Lower half-plane. Here we have $$\mathrm{LogA}(1/z) = - \mathrm{LogA}(z)$$ and $$\mathrm{LogB}(1-1/z) = 2\pi i + \mathrm{LogB}(z-1) - \mathrm{LogB}(z).$$

This gives for the residue the term $$- \frac{1}{z^{n+2}} \exp(-(1-a)2\pi i) \exp(a\mathrm{LogA}(z)) \exp(-(1-a)\mathrm{LogB}(z-1)) \\ \times \exp((1-a)\mathrm{LogB}(z)).$$

But we have $$\exp(a\mathrm{LogA}(z))\exp((1-a)\mathrm{LogB}(z)) \\ = \exp(a(\log R-i(2\pi-\theta))+(1-a)(\log R+ i\theta)) = \exp(- a2\pi i) z,$$ so this becomes $$- \frac{1}{z^{n+1}} \exp(-(1-a)2\pi i) \exp(-a 2\pi i) \exp(-(1-a)\mathrm{LogB}(z-1)) \\ = - \frac{1}{z^{n+1}} \exp(-(1-a)\mathrm{LogB}(z-1)).$$

We have established matching terms for the upper and the lower half plane.

Note that we certainly have analyticity of the exponential term in a disk of radius one round the origin.

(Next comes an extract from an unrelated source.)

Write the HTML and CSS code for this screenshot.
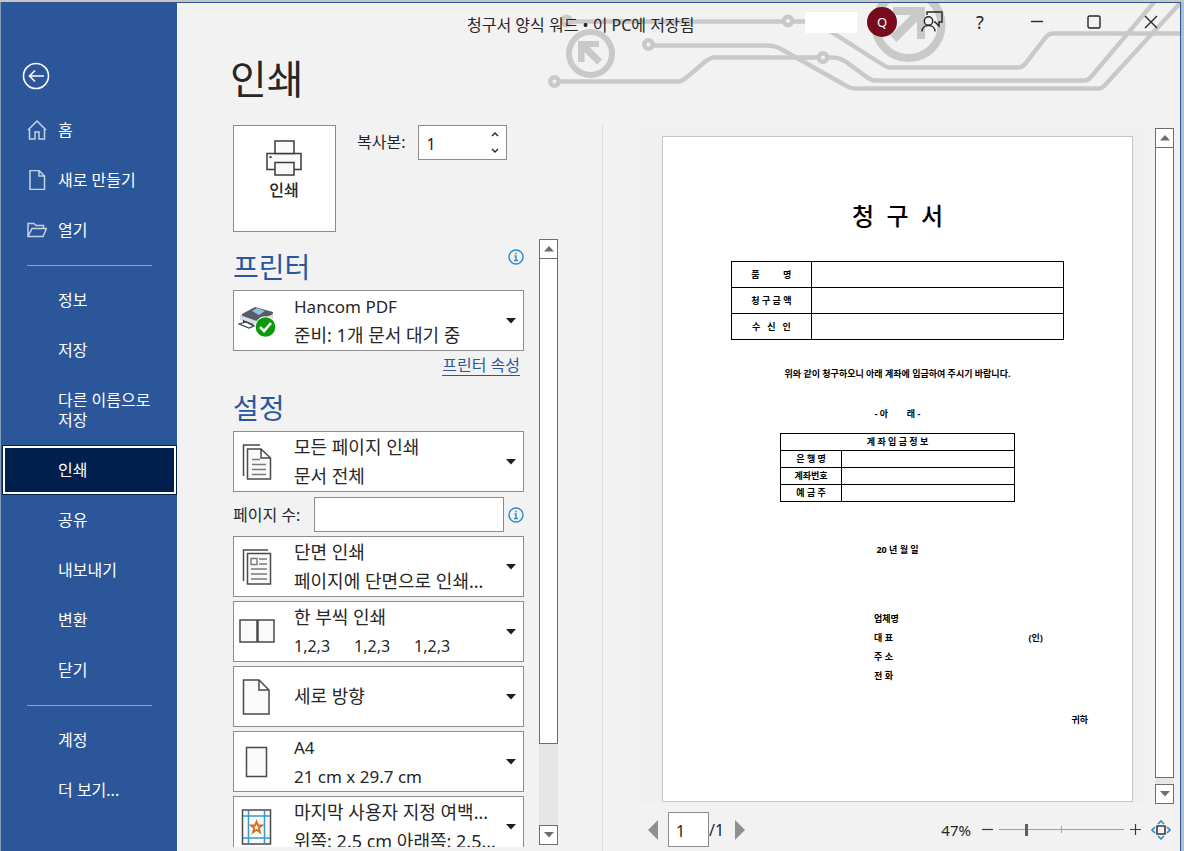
FILE: index.html
```html
<!DOCTYPE html>
<html lang="ko">
<head>
<meta charset="utf-8">
<title>인쇄</title>
<link rel="stylesheet" href="styles.css">
</head>
<body>
<div class="window">
  <nav class="sidebar" aria-label="파일 메뉴">
    <button class="back" aria-label="뒤로">
      <svg width="28" height="28" viewBox="0 0 28 28"><circle cx="14" cy="14" r="12.5"/><path d="M22 14H8M13 8.500L7.500 14l5.500 5.500"/></svg>
    </button>
    <ul class="menu">
      <li><a href="#"><svg class="menu-icon" viewBox="0 0 20 20"><path d="M1 10L10 1l9 9M2.500 9v10H8v-7h4v7h5.500V9"/></svg>홈</a></li>
      <li><a href="#"><svg class="menu-icon" viewBox="0 0 20 20"><path d="M3 .5h9l5.500 5.500v13.500H3zM12 .5V6h5.500"/></svg>새로 만들기</a></li>
      <li><a href="#"><svg class="menu-icon" viewBox="0 0 20 20"><path d="M1 16.500V3.500h6l2 2h7.500v3M1 16.500L5 8.500h14.500L16 16.500z"/></svg>열기</a></li>
      <li class="rule"></li>
      <li><a href="#">정보</a></li>
      <li><a href="#">저장</a></li>
      <li><a href="#">다른 이름으로 저장</a></li>
      <li><a href="#" class="current" aria-current="page">인쇄</a></li>
      <li><a href="#">공유</a></li>
      <li><a href="#">내보내기</a></li>
      <li><a href="#">변환</a></li>
      <li><a href="#">닫기</a></li>
      <li class="rule"></li>
      <li><a href="#">계정</a></li>
      <li><a href="#">더 보기...</a></li>
    </ul>
  </nav>

  <div class="content">
    <svg class="circuit" width="635" height="92" viewBox="545 3 635 92" aria-hidden="true">
      <g class="trace">
        <path d="M572 21.500H782M794 21.500H812L833 33 884 65.500Q887 67.500 890 67.500H1018Q1022 67.500 1025 64L1046 37Q1049 33.500 1053 33.500H1180"/>
        <path d="M654 45.500H768Q775 45.500 781 49L843 84Q850 88.500 855 88.500H1098Q1102 88.500 1105 85L1182 1"/>
        <path d="M560 81.500H677Q682 81.500 687 77L703 63.500Q710 57.500 714 57.500H817M829 57.500H833Q842 58 849 64L866 76.500Q871 80.500 875 80.500H1084Q1088 80.500 1091 77L1155 1"/>
        <circle cx="566.500" cy="21" r="4.300"/><circle cx="788" cy="21" r="4.300"/><circle cx="648.500" cy="44.500" r="4.300"/><circle cx="554.500" cy="81.500" r="4.300"/><circle cx="823" cy="57.500" r="4.300"/>
      </g>
      <circle class="ring" cx="590.500" cy="53.500" r="21.500" stroke-width="6"/>
      <path class="arrow" d="M578 41h21v6h-9.500L602 59.500 597 64.500 584.500 52v10H578z"/>
      <circle class="ring" cx="908.500" cy="25" r="33" stroke-width="8"/>
      <path class="arrow" d="M893 7h32v32h-8V21.500L896.500 42 890.500 35.500 911 15h-18z"/>
    </svg>

    <header class="titlebar">
      <div class="doc-title">청구서 양식 워드 • 이 PC에 저장됨</div>
      <div class="user-name"></div>
      <button class="avatar">Q</button>
      <button class="win-btn feedback" aria-label="피드백"><svg width="24" height="24" viewBox="0 0 24 24"><path d="M7 5V2h15v10h-3v4l-4-4h-1"/><circle cx="8.500" cy="11" r="4.200"/><path d="M2 21.500C2 17.500 5 15.500 8.500 15.500s6.500 2 6.500 6"/></svg></button>
      <button class="win-btn help" aria-label="도움말">?</button>
      <button class="win-btn" aria-label="최소화"><svg width="14" height="14" viewBox="0 0 14 14"><path d="M1 6.500h12"/></svg></button>
      <button class="win-btn" aria-label="최대화"><svg width="14" height="14" viewBox="0 0 14 14"><rect x="1" y="1" width="12" height="12" rx="1.500"/></svg></button>
      <button class="win-btn" aria-label="창 닫기"><svg width="14" height="14" viewBox="0 0 14 14"><path d="M1 1l12 12M13 1L1 13"/></svg></button>
    </header>

    <h1>인쇄</h1>

    <main class="panes">
      <section class="settings">
        <div class="print-row">
          <button class="print-btn">
            <svg width="36" height="36" viewBox="0 0 36 36"><path class="paper-fill" d="M1 13.500h34v16H1z"/><path class="paper-fill" d="M9 1h19v12.500H9zM9 22.500h19V35H9z"/><path class="solid" d="M3.500 16h2v2h-2z"/></svg>
            인쇄
          </button>
          <label for="copies">복사본:</label>
          <div class="spinner">
            <input id="copies" type="text" value="1">
            <button class="step" aria-label="늘리기"><svg width="8" height="5" viewBox="0 0 8 5"><path d="M1 4l3-3 3 3"/></svg></button>
            <button class="step" aria-label="줄이기"><svg width="8" height="5" viewBox="0 0 8 5"><path d="M1 1l3 3 3-3"/></svg></button>
          </div>
        </div>

        <div class="scroller">
          <div class="options">
            <div class="head printer-head">
              <h2>프린터</h2>
              <svg class="info" viewBox="0 0 16 16" role="img" aria-label="정보"><circle cx="8" cy="8" r="7"/><path d="M6.500 7H8v4.500M6 11.500h4M7.200 4.500h1.600" /></svg>
            </div>
            <button class="combo" aria-haspopup="listbox">
              <svg class="combo-icon" viewBox="0 0 38 36"><path fill="#565d66" d="M4 11L17 4l18 5-1 8-14 6L4 17z"/><path fill="#d9dde1" d="M2 12l17 6v6L2 17zM20 18l15-7v6l-15 7z"/><path fill="#8fc0e2" d="M14 8l5-3 8 3-6 4z"/><path fill="#2c3138" d="M5 17l10 4v3L5 19z"/><path fill="#fff" stroke="#3c424a" stroke-width="1.300" d="M1 21l7-2 8 4-5 2z"/><circle cx="27.500" cy="24" r="10.700" fill="#fff"/><circle cx="27.500" cy="24" r="9.800" fill="#0a9a0a"/><path fill="none" stroke="#fff" stroke-width="2.600" d="M22 24l4 4 7-8"/></svg>
              <span class="combo-text"><span class="latin">Hancom PDF</span><span>준비: 1개 문서 대기 중</span></span>
              <svg class="caret" viewBox="0 0 10 6"><path d="M0 0h10L5 5.500z"/></svg>
            </button>
            <a class="props" href="#">프린터 속성</a>

            <div class="head"><h2>설정</h2></div>
            <div class="stack">
              <button class="combo" aria-haspopup="listbox">
                <svg class="combo-icon" viewBox="0 0 38 36"><g class="line"><path d="M5.500 32V1H22"/><path class="paper-fill" d="M9.500 5H23l9.500 9v21h-23zM23 5v9h9.500"/></g><path class="thin" d="M14 15.500h8M14 20.500h14M14 25.500h14M14 30.500h14"/></svg>
                <span class="combo-text"><span>모든 페이지 인쇄</span><span>문서 전체</span></span>
                <svg class="caret" viewBox="0 0 10 6"><path d="M0 0h10L5 5.500z"/></svg>
              </button>
              <div class="pages">
                <label for="pages">페이지 수:</label>
                <input id="pages" type="text">
                <svg class="info" viewBox="0 0 16 16" role="img" aria-label="정보"><circle cx="8" cy="8" r="7"/><path d="M6.500 7H8v4.500M6 11.500h4M7.200 4.500h1.600"/></svg>
              </div>
              <button class="combo" aria-haspopup="listbox">
                <svg class="combo-icon" viewBox="0 0 38 36"><g class="line"><path d="M5.500 32V1H30"/><path class="paper-fill" d="M9.500 4.500h23V35h-23z"/></g><path class="thin" d="M13 9.500h6v6h-6zM21 10h8M21 15h8M13 20h16M13 25h16M13 30h16"/></svg>
                <span class="combo-text"><span>단면 인쇄</span><span>페이지에 단면으로 인쇄...</span></span>
                <svg class="caret" viewBox="0 0 10 6"><path d="M0 0h10L5 5.500z"/></svg>
              </button>
              <button class="combo" aria-haspopup="listbox">
                <svg class="combo-icon" viewBox="0 0 38 36"><g class="line"><path class="paper-fill" d="M2 6h17v22H2zM20 6h16v22H20z"/></g></svg>
                <span class="combo-text"><span>한 부씩 인쇄</span><span class="triples"><span>1,2,3</span><span>1,2,3</span><span>1,2,3</span></span></span>
                <svg class="caret" viewBox="0 0 10 6"><path d="M0 0h10L5 5.500z"/></svg>
              </button>
              <button class="combo" aria-haspopup="listbox">
                <svg class="combo-icon" viewBox="0 0 38 36"><g class="line"><path class="paper-fill" d="M5.500 1H21l10 10v24H5.500zM21 1v10h10"/></g></svg>
                <span class="combo-text"><span>세로 방향</span></span>
                <svg class="caret" viewBox="0 0 10 6"><path d="M0 0h10L5 5.500z"/></svg>
              </button>
              <button class="combo" aria-haspopup="listbox">
                <svg class="combo-icon" viewBox="0 0 38 36"><g class="line"><path class="paper-fill" d="M8.500 3.500h20v29h-20z"/></g></svg>
                <span class="combo-text"><span class="latin">A4</span><span class="latin">21 cm x 29.7 cm</span></span>
                <svg class="caret" viewBox="0 0 10 6"><path d="M0 0h10L5 5.500z"/></svg>
              </button>
              <button class="combo" aria-haspopup="listbox">
                <svg class="combo-icon" viewBox="0 0 38 36"><g class="line"><path class="paper-fill" d="M4.500 1h28v34h-28z"/></g><path fill="none" stroke="#3a96d0" stroke-width="1.500" d="M10.500 2v32M26.500 2v32M5 7h27M5 29h27"/><path fill="none" stroke="#d96b14" stroke-width="1.800" d="M18.500 12.500l1.500 4h4l-3.200 2.600 1.200 4.200-3.500-2.500-3.500 2.500 1.200-4.200L13 16.500h4z"/></svg>
                <span class="combo-text"><span>마지막 사용자 지정 여백...</span><span>위쪽: 2.5 cm 아래쪽: 2.5...</span></span>
                <svg class="caret" viewBox="0 0 10 6"><path d="M0 0h10L5 5.500z"/></svg>
              </button>
            </div>
          </div>
          <div class="scrollbar">
            <button aria-label="위로"><svg class="caret" viewBox="0 0 10 6"><path d="M0 5.500h10L5 0z"/></svg></button>
            <div class="thumb"></div>
            <div class="track"></div>
            <button aria-label="아래로"><svg class="caret" viewBox="0 0 10 6"><path d="M0 0h10L5 5.500z"/></svg></button>
          </div>
        </div>
      </section>

      <section class="preview" aria-label="미리 보기">
        <div class="stage">
          <div class="canvas">
            <article class="paper">
              <h3>청&nbsp; 구&nbsp; 서</h3>
              <table class="bill">
                <tr><th>품&nbsp; &nbsp; &nbsp; &nbsp; &nbsp; 명</th><td></td></tr>
                <tr><th>청 구 금 액</th><td></td></tr>
                <tr><th>수&nbsp; &nbsp;신&nbsp; &nbsp;인</th><td></td></tr>
              </table>
              <p class="notice">위와 같이 청구하오니 아래 계좌에 입금하여 주시기 바랍니다.</p>
              <p class="below">- 아&nbsp; &nbsp; &nbsp; &nbsp; 래 -</p>
              <table class="account">
                <colgroup><col class="key"><col></colgroup>
                <tr><th colspan="2">계 좌 입 금 정 보</th></tr>
                <tr><th>은 행 명</th><td></td></tr>
                <tr><th>계좌번호</th><td></td></tr>
                <tr><th>예 금 주</th><td></td></tr>
              </table>
              <p class="date">20 년 월 일</p>
              <div class="signer">
                <p>업체명</p>
                <p class="seal"><span>대 표</span><span>(인)</span></p>
                <p>주 소</p>
                <p>전 화</p>
              </div>
              <p class="to">귀하</p>
            </article>
          </div>
          <div class="scrollbar">
            <button aria-label="위로"><svg class="caret" viewBox="0 0 10 6"><path d="M0 5.500h10L5 0z"/></svg></button>
            <div class="thumb"></div>
            <div class="track"></div>
            <button aria-label="아래로"><svg class="caret" viewBox="0 0 10 6"><path d="M0 0h10L5 5.500z"/></svg></button>
          </div>
        </div>
        <footer class="pager">
          <button class="turn" aria-label="이전 페이지"><svg width="10" height="20" viewBox="0 0 10 20"><path d="M10 0v20L0 10z"/></svg></button>
          <input class="page-no" type="text" value="1" aria-label="현재 페이지">
          <span class="total">/1</span>
          <button class="turn" aria-label="다음 페이지"><svg width="10" height="20" viewBox="0 0 10 20"><path d="M0 0v20l10-10z"/></svg></button>
          <span class="percent">47%</span>
          <button class="zoom-btn" aria-label="축소"><svg width="11" height="11" viewBox="0 0 11 11"><path d="M0 5.500h11"/></svg></button>
          <input class="zoom" type="range" min="10" max="200" value="50" aria-label="확대/축소">
          <button class="zoom-btn" aria-label="확대"><svg width="11" height="11" viewBox="0 0 11 11"><path d="M0 5.500h11M5.500 0v11"/></svg></button>
          <button class="fit" aria-label="페이지 확대/축소"><svg width="20" height="20" viewBox="0 0 20 20"><path class="blue" d="M7 4l3-3 3 3M7 16l3 3 3-3M4 7l-3 3 3 3M16 7l3 3-3 3"/><path class="dark" d="M6 6h8v8H6z"/></svg></button>
        </footer>
      </section>
    </main>
  </div>
</div>
</body>
</html>
```

FILE: styles.css
```css
* { box-sizing: border-box; }

body {
  margin: 0;
  height: 100vh;
  padding: 2px 3px 0 1px;
  overflow: hidden;
  background: linear-gradient(90deg, #7f9bb8 50%, #b4bfcb 50%);
  color: #262626;
  font: 16px/20px "Noto Sans", "Noto Sans CJK KR", sans-serif;
}

body::before {
  content: "";
  position: absolute;
  inset: 0 0 auto 0;
  height: 2px;
  background: #c9c6c2;
}

button, input {
  margin: 0;
  padding: 0;
  border: 0;
  border-radius: 0;
  background: none;
  color: inherit;
  font: inherit;
}

h1, h2, h3, p, ul { margin: 0; padding: 0; font-weight: inherit; }
svg { flex: none; display: block; }

.window {
  display: grid;
  grid-template-columns: 176px minmax(0, 1fr);
  height: 100%;
  border-top: 1px solid #2b5797;
  border-right: 1px solid #2b5797;
  background: #f2f2f2;
}

/* Sidebar */
.sidebar { background: #2b579a; color: #fff; padding-top: 59px; }
.back { display: block; margin-left: 21px; height: 43px; }
.back svg { fill: none; stroke: #fff; stroke-width: 1.6; margin-bottom: 15px; }
.menu { list-style: none; }
.menu a {
  display: flex;
  position: relative;
  padding: 15px 16px 15px 57px;
  color: inherit;
  text-decoration: none;
}
.menu-icon {
  position: absolute;
  left: 26px;
  top: 15px;
  width: 20px;
  height: 20px;
  fill: none;
  stroke: #c5d1e5;
  stroke-width: 1.5;
}
.menu .rule { height: 1px; margin: 10px 25px 9px 26px; background: #8aa5cd; }
.menu .current {
  margin-left: 1px;
  padding-left: 56px;
  background: #001f4d;
  box-shadow: inset 0 0 0 1px #001f4d, inset 0 0 0 3px #fff;
}

/* Title bar */
.content { position: relative; display: flex; flex-direction: column; min-width: 0; min-height: 0; }
.circuit { position: absolute; top: 0; right: 0; }
.trace { fill: none; stroke: #c9c9c9; stroke-width: 4.4; }
.ring { fill: none; stroke: #c9c9c9; }
.arrow { fill: #c9c9c9; }
.titlebar { position: relative; display: flex; align-items: center; height: 38px; padding-right: 12px; }
.doc-title { flex: 1; padding: 5px 0 0 290px; white-space: nowrap; }
.user-name { width: 52px; height: 21px; background: #fff; }
.avatar {
  width: 30px;
  height: 30px;
  margin: 0 23px 0 10px;
  border-radius: 50%;
  background: #750b1c;
  color: #fff;
  font-size: 13px;
}
.win-btn { display: grid; place-items: center; width: 34px; height: 34px; margin-left: 23px; }
.win-btn svg { fill: none; stroke: #262626; stroke-width: 1.4; }
.feedback { width: 24px; margin: 0; }
.help { width: 24px; margin-right: 5px; margin-left: 24px; font-size: 18px; }

h1 { height: 84px; padding: 8px 0 0 53px; font-size: 40px; line-height: 60px; }

/* Panes */
.panes { display: grid; grid-template-columns: 426px minmax(0, 1fr); flex: 1; min-height: 0; }
.settings {
  display: flex;
  flex-direction: column;
  min-height: 0;
  padding: 0 44px 4px 56px;
  border-right: 1px solid #dcdcdc;
}
.print-row { display: flex; align-items: flex-start; margin-bottom: 7px; }
.print-btn {
  display: flex;
  flex-direction: column;
  align-items: center;
  gap: 4px;
  width: 103px;
  height: 107px;
  padding: 14px 1px 0 0;
  border: 1px solid #8c8c8c;
  background: #fff;
  font-weight: 500;
}
.print-btn svg { fill: none; stroke: #3b3b3b; stroke-width: 1.5; }
.paper-fill { fill: #fafafa; }
.print-btn .solid { fill: #3b3b3b; stroke: none; }
.print-row label { margin: 7px 13px 0 21px; }
.spinner {
  display: grid;
  grid-template-columns: 1fr 22px;
  grid-template-rows: 1fr 1fr;
  width: 89px;
  height: 35px;
  border: 1px solid #8c8c8c;
  background: #fff;
}
.spinner input { grid-row: 1 / 3; min-width: 0; padding: 3px 0 0 7px; }
.step { display: grid; place-items: center; }
.step svg { fill: none; stroke: #262626; stroke-width: 1.4; }

.scroller { display: flex; justify-content: space-between; flex: 1; min-height: 0; }
.options { width: 291px; overflow: hidden; }
.head { display: flex; justify-content: space-between; }
.head h2 { color: #2b579a; font-size: 28px; line-height: 36px; }
.printer-head { padding: 10px 0 5px; }
.info { width: 16px; height: 16px; fill: none; stroke: #2e8bc9; stroke-width: 1.4; }

.combo {
  display: flex;
  align-items: center;
  width: 100%;
  height: 61px;
  padding: 0 7px 0 4px;
  border: 1px solid #8c8c8c;
  background: #fff;
  text-align: left;
}
.combo-icon { width: 38px; height: 36px; margin-right: 18px; }
.combo-text { display: flex; flex-direction: column; flex: 1; min-width: 0; font-size: 18px; line-height: 29px; white-space: nowrap; }
.latin { font-size: 17px; }
.triples { display: flex; gap: 24px; font-size: 16px; }
.line { fill: none; stroke: #4a4a4a; stroke-width: 1.5; }
.thin { fill: none; stroke: #7a7a7a; stroke-width: 1.4; }
.caret { width: 10px; height: 6px; fill: #1f1f1f; }
.props {
  display: block;
  width: max-content;
  margin: 4px 4px 14px auto;
  border-bottom: 1px solid #2b579a;
  color: #2b579a;
  text-decoration: none;
}
.stack { display: flex; flex-direction: column; gap: 4px; margin-top: 5px; }
.pages { display: flex; align-items: center; justify-content: space-between; padding: 1px 0 0; }
.pages input { width: 190px; height: 35px; margin-left: auto; margin-right: 4px; border: 1px solid #8c8c8c; background: #fff; }

.scrollbar { display: flex; flex-direction: column; width: 19px; background: #e6e6e6; }
.scroller .scrollbar { margin-bottom: 2px; }
.scrollbar button { display: grid; place-items: center; height: 20px; border: 1px solid #6e6e6e; background: #fff; }
.scrollbar .caret { fill: #6e6e6e; }
.thumb { flex: 486; border: 1px solid #6e6e6e; border-top-width: 0; background: #fff; }
.track { flex: 81; }

/* Preview */
.preview { display: flex; flex-direction: column; min-width: 0; padding: 3px 6px 4px 38px; }
.stage { display: flex; justify-content: space-between; flex: 1; min-height: 0; }
.canvas { flex: 1; margin-right: 10px; padding: 8px 12px 2px 21px; background: #f0f0f0; }
.paper {
  height: 100%;
  padding-top: 61px;
  border: 1px solid #c6c6c6;
  background: #fff;
  color: #000;
  font-size: 9px;
  font-weight: 700;
  text-align: center;
}
.paper h3 { font-size: 24px; line-height: 36px; font-weight: 500; }
.paper table { margin: 0 auto; border-collapse: collapse; table-layout: fixed; }
.paper th, .paper td { padding: 0; border: 1px solid #000; }
.paper .bill { width: 71%; margin-top: 27px; line-height: 25px; }
.bill th { width: 24%; }
.paper .notice { margin-top: 24px; }
.paper .below { margin-top: 20px; }
.paper .account { width: 50%; margin-top: 9px; line-height: 16px; }
.account .key { width: 26%; }
.paper .date { margin-top: 38px; }
.signer { margin: 49px 19% 0 45%; line-height: 19px; text-align: left; }
.seal { display: flex; justify-content: space-between; }
.paper .to { margin: 25px 44px 0 0; text-align: right; }
.stage .thumb { flex: 620; }
.stage .track { flex: 6; }

.pager { display: flex; align-items: center; height: 35px; margin-top: 8px; padding: 0 3px 0 7px; }
.turn svg { fill: #8f8f8f; }
.page-no { width: 41px; height: 35px; margin-left: 10px; padding: 3px 0 0 7px; border: 1px solid #8c8c8c; background: #fff; }
.total { margin-right: 11px; }
.percent { margin: 0 11px 0 auto; font-size: 15px; }
.zoom-btn svg { stroke: #3b3b3b; stroke-width: 1.2; }
.zoom {
  appearance: none;
  width: 125px;
  height: 12px;
  margin: 0 6px;
  background:
    linear-gradient(#a0a0a0, #a0a0a0) 50% 50% / 1px 7px no-repeat,
    linear-gradient(#a0a0a0, #a0a0a0) 0 50% / 100% 1px no-repeat;
}
.zoom::-webkit-slider-thumb { appearance: none; width: 3px; height: 12px; background: #5f5f5f; }
.fit { margin-left: 10px; }
.fit svg { fill: none; stroke-width: 1.6; }
.blue { stroke: #2e8bc9; }
.dark { stroke: #3b3b3b; }
```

The cut begins at $z=1$ and extends away from the disk.

We now evaluate the residue for this branch. Here we have that $$-\mathrm{LogB}(z-1) = \pi i + \mathrm{LogB}\frac{1}{1-z}$$ so we obtain $$- \frac{1}{z^{n+1}} \exp(-(1-a)\pi i) \exp\left((1-a)\mathrm{LogB}\frac{1}{1-z}\right).$$

We can extract coefficients from this either with the Newton binomial or recognizing the mixed generating function of the unsigned Stirling numbers of the first kind. Using the latter we find that $$n! [z^n] \exp\left(u\log\frac{1}{1-z}\right) = u(u+1)\cdots(u+n-1).$$

This gives that $$ Q_n (1 - \exp(2\pi i a)) = \frac{2\pi i}{n!}\times \exp(-(1-a)\pi i) \times (1-a)(2-a)\cdots(n-a).$$ or $$Q_n = \frac{2\pi i}{n!} \times \exp(-\pi i) \times \frac{\exp(a\pi i)}{1 - \exp(2a\pi i)} \times (1-a)(2-a)\cdots(n-a) \\ = - \frac{1}{n!} \times \pi \frac{2i}{\exp(-a\pi i) - \exp(a\pi i)} \times (1-a)(2-a)\cdots(n-a) \\ = \frac{1}{n!} \times \frac{\pi}{\sin(a\pi)} \times (1-a)(2-a)\cdots(n-a).$$

In order to be rigorous we also need to show continuity across the two overlapping cuts on $(-\infty, 0)$ as shown in this MSE link.

Remark. It really helps to think of the map from $z$ to $-z$ as a $180$ degree rotation when one tries to visualize what is happening here.